◆ To do
All lines in the data bearing the string "this" should be identified and copied.

(Code that builds pages)
┄┄┄┄┄┄┄┄┄┄

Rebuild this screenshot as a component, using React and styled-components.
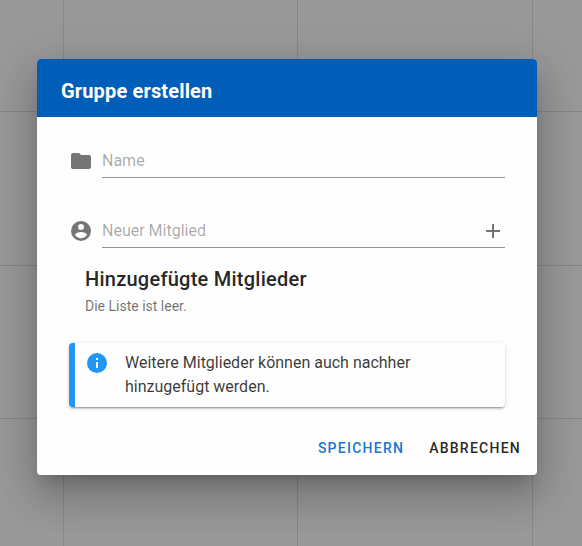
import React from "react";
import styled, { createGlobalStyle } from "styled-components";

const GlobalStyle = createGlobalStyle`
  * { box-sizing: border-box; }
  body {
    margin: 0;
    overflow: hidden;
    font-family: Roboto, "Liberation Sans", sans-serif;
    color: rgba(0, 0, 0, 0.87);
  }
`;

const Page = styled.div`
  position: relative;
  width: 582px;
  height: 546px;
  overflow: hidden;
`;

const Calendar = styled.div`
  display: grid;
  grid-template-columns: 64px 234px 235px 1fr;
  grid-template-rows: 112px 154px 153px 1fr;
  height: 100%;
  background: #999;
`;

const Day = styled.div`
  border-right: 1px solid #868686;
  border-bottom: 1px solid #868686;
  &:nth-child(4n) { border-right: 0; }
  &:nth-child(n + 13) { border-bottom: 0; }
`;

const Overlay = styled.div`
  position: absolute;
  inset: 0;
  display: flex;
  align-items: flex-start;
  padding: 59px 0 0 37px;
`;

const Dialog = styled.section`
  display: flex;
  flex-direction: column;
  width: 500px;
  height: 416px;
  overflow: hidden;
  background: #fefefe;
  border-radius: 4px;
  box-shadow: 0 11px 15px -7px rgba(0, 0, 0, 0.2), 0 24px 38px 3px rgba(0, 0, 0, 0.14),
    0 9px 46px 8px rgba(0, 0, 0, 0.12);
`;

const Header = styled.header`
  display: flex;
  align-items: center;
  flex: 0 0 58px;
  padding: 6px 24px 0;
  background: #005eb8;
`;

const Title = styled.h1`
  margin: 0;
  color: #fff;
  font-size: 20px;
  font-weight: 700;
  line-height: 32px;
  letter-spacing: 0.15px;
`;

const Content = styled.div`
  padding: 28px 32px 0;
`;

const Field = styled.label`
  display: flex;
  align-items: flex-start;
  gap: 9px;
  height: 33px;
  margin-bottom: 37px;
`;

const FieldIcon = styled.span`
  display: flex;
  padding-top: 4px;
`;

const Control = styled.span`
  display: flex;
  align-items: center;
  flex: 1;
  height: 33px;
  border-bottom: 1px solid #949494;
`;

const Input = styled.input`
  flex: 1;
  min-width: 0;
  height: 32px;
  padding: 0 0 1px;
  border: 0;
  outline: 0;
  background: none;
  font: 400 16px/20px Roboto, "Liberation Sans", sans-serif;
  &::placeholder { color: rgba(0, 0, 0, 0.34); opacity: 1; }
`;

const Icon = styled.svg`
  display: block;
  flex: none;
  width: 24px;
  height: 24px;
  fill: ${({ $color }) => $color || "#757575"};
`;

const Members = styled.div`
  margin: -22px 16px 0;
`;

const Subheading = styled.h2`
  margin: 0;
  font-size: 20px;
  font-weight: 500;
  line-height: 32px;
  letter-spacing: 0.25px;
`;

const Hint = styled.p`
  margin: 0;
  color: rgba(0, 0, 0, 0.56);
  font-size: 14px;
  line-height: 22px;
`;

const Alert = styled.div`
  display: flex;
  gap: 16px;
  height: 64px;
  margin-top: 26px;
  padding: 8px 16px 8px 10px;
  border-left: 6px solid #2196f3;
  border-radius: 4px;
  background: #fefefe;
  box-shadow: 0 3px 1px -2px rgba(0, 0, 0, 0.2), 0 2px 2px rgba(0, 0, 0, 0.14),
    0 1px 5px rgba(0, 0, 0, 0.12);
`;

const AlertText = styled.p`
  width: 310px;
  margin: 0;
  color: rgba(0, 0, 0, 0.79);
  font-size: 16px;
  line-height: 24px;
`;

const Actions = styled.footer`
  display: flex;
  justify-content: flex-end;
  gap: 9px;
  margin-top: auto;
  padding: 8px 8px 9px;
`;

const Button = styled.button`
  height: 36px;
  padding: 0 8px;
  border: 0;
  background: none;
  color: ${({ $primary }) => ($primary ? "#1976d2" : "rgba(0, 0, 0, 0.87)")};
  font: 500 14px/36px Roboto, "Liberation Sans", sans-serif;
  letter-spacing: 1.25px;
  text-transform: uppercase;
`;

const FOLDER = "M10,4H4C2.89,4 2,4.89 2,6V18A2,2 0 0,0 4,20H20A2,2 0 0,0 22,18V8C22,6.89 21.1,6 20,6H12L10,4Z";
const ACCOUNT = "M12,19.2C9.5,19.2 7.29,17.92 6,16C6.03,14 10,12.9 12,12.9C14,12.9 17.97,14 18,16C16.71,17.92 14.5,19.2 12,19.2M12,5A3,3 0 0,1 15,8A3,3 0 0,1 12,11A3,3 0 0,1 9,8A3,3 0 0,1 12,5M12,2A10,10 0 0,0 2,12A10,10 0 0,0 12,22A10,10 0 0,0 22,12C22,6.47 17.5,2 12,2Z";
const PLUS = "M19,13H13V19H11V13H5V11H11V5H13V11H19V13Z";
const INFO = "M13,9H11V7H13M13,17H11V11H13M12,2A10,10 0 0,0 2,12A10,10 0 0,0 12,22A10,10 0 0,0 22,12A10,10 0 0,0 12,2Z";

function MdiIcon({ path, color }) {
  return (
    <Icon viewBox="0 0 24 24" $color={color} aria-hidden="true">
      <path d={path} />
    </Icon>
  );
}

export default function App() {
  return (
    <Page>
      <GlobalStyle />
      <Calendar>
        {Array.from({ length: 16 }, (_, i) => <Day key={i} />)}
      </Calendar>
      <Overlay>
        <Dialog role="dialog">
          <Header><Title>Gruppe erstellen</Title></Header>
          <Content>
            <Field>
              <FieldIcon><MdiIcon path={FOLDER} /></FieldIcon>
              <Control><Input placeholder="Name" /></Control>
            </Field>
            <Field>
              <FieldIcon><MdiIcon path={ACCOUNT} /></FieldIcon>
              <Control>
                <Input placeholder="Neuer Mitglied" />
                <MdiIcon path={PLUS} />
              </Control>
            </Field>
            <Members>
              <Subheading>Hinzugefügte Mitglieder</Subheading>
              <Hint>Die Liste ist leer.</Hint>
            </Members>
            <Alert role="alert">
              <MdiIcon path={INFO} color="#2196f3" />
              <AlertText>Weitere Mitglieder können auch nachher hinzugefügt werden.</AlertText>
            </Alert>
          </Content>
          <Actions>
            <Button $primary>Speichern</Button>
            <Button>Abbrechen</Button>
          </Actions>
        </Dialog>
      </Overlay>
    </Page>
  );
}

┄┄┄┄┄┄┄┄┄┄

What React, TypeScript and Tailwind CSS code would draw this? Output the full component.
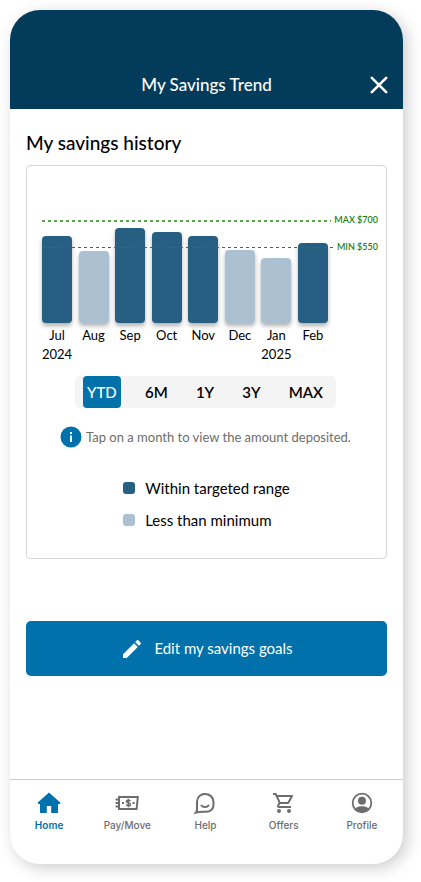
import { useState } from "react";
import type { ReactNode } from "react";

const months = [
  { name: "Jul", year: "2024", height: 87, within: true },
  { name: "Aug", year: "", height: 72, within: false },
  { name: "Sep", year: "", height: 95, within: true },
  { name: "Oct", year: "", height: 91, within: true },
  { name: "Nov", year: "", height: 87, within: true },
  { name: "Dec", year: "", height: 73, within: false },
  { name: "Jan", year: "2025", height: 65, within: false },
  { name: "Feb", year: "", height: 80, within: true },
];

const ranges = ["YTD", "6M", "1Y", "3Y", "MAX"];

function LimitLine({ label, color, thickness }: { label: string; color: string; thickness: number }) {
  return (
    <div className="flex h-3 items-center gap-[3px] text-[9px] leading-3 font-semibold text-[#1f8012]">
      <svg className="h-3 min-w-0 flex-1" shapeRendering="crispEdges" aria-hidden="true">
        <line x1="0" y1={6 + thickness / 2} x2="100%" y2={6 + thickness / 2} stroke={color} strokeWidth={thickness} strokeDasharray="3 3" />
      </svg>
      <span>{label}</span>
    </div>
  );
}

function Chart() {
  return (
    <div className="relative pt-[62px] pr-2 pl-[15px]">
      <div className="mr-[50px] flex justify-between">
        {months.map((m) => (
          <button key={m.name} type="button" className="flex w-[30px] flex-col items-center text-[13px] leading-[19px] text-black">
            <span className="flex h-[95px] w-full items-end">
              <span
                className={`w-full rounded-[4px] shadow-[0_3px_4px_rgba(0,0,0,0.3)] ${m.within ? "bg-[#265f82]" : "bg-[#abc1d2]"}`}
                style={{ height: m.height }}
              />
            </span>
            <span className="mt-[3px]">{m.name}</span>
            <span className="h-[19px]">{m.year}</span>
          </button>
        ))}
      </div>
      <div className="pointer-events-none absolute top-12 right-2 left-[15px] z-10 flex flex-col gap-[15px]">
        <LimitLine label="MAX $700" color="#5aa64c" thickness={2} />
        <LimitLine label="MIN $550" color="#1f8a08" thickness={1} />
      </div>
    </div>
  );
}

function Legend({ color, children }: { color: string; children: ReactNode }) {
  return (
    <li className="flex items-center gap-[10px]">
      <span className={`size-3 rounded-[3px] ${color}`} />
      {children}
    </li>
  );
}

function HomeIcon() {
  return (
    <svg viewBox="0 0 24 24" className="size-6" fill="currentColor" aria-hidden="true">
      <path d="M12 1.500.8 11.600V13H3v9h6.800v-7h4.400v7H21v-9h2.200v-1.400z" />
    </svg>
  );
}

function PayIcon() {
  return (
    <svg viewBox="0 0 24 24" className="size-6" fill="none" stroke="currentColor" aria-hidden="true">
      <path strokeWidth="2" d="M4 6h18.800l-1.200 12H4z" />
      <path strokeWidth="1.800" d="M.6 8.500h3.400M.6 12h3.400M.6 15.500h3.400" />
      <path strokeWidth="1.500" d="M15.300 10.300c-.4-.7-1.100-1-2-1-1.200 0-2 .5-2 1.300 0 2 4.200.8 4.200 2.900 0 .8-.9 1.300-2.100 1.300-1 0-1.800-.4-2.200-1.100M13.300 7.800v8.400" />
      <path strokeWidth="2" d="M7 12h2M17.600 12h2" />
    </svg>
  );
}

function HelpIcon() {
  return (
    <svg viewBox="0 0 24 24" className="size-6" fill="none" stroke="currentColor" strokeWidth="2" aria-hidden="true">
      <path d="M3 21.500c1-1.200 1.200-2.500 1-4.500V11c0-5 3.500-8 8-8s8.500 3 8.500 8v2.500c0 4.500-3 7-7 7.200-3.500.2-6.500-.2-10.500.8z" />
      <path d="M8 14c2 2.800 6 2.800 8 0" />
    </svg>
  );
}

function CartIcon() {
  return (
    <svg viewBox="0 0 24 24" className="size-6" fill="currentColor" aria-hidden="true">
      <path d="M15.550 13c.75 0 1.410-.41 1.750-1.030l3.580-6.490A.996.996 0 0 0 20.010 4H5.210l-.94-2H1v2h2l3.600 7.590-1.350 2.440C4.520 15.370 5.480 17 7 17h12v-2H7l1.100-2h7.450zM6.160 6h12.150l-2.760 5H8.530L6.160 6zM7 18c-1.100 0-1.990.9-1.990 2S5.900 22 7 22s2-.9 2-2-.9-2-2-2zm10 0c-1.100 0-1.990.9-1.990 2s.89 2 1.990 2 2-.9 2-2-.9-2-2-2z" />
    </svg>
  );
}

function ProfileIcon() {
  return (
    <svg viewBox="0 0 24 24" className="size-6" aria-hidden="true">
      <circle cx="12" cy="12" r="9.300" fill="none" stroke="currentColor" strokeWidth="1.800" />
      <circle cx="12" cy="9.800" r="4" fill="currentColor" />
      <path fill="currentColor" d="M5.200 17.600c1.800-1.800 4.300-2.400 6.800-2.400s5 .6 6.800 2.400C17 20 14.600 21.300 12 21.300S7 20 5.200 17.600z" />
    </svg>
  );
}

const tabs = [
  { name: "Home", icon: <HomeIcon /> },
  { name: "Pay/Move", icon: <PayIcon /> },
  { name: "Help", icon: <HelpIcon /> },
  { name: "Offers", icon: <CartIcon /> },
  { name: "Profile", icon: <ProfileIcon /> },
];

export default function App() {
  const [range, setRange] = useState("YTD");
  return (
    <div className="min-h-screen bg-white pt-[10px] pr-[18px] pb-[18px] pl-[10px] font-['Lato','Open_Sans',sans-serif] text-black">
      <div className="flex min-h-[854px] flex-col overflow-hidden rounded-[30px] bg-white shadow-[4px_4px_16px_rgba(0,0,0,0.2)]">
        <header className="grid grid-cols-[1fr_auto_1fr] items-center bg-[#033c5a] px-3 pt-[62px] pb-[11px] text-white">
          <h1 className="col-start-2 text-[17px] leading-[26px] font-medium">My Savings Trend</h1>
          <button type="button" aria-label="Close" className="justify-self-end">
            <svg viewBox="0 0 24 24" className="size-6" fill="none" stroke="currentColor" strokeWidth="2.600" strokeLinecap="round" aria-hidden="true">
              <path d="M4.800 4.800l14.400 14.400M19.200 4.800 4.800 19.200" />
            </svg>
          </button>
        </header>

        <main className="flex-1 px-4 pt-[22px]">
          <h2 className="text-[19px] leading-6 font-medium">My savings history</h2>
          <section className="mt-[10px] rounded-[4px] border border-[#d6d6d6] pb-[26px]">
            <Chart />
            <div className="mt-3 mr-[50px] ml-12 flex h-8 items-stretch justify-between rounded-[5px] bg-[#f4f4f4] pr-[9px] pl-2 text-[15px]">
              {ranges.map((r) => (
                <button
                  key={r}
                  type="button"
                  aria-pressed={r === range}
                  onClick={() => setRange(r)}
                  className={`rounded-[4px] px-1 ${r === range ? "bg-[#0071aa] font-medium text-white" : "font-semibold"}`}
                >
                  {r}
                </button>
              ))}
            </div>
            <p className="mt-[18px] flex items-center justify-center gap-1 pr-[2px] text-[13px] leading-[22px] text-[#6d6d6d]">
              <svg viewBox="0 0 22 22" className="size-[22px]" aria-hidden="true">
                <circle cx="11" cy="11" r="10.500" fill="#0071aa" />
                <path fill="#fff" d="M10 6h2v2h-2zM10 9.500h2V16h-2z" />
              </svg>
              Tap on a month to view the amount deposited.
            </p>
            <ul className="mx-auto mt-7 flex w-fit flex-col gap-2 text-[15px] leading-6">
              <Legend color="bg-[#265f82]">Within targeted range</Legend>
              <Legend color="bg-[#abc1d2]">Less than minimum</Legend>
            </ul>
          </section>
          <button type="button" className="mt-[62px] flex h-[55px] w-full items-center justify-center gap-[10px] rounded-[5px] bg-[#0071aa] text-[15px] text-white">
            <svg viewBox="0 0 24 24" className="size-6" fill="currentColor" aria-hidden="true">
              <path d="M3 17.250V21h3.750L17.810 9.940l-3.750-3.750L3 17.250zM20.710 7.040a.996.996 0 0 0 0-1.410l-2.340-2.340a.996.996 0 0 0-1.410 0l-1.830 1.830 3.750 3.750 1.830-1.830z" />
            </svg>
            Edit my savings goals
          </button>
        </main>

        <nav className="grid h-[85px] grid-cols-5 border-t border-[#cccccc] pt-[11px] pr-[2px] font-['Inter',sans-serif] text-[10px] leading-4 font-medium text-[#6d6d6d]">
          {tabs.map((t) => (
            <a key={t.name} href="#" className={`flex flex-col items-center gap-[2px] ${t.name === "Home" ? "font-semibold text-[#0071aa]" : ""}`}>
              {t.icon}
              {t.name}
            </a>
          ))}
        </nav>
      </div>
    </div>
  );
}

┄┄┄┄┄┄┄┄┄┄

◆ Completed task
Rebuild this screenshot as a component, using React and styled-components.
What React, TypeScript and Tailwind CSS code would draw this? Output the full component.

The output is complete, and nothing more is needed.